I think bullet pointed reviews are the sign of someone looking to react rather than synthesize and I usually avoid writing them. this time there are a bunch of consistent terrible issues with King's writing and I just wanted to exorcise myself of them so here goes:
- Horrendous handling of race. You'll know exactly who the BIPOC characters are because they will explicitly state their race in dialogue (“my wide Indian ass”) or otherwise be aggressively identified by the narration in reductive ways. because King is so bad at writing he uses non-white race as a quick way to give characters “personality.” the race of the white characters is never commented on. repeated casual use of racist epithets throughout.
- King has recycled the same two dozen or so characters in every book across his career. if you've read It, for example, you can draw a chart connecting everyone in that novel to their counterpart in The Outsider. and none of them were interesting to begin with.

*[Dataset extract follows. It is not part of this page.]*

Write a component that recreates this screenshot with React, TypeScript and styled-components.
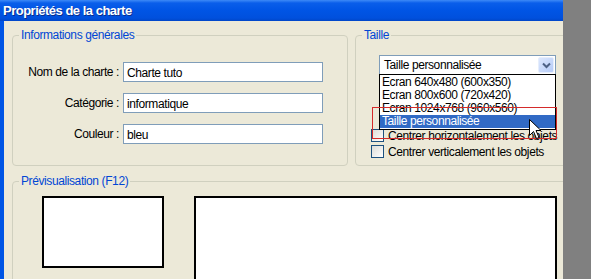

- worse, one of his recycled character types is “woman.” every major female character in The Outsider exists and acts in dependent relation to a primary man in their lives. psychologically they are all helpless teen girls in women's bodies. you better be sure all their tit sizes and BMIs get a shout-out.
- adult characters use words like “frack,” “poopy,” “bull-pucky,” and so on. King’s vocabulary is stunted, sure, but even more off-putting is that it seems to have stopped growing in a 1950s locker room. King writes like a 70+ year old man who hasn't developed internally (or listened to other people) since adolescence.
- references to contemporary media and technology feel as instantly dated as everything else in King's personal universe. you get the sense that he is naming things from different eras at random. he must be the only person on earth for whom the Huffington Post was still relevant in 2018.
- King can't write interesting characters, and his good guys are universally boring. every character talks and sound about the same. all use the same regional sayings from half a century ago and all are obsessed with referencing movies, brand names, and how cool iPads are.
- King's bad guys are all inevitably disappointments because they end up talking and thinking just like his good guys. the monster isn't scary anymore when it starts talking like the bully from Back to the Future.
- King conflates being a pedophile with being a violent sexual criminal. like, jesus, read a book.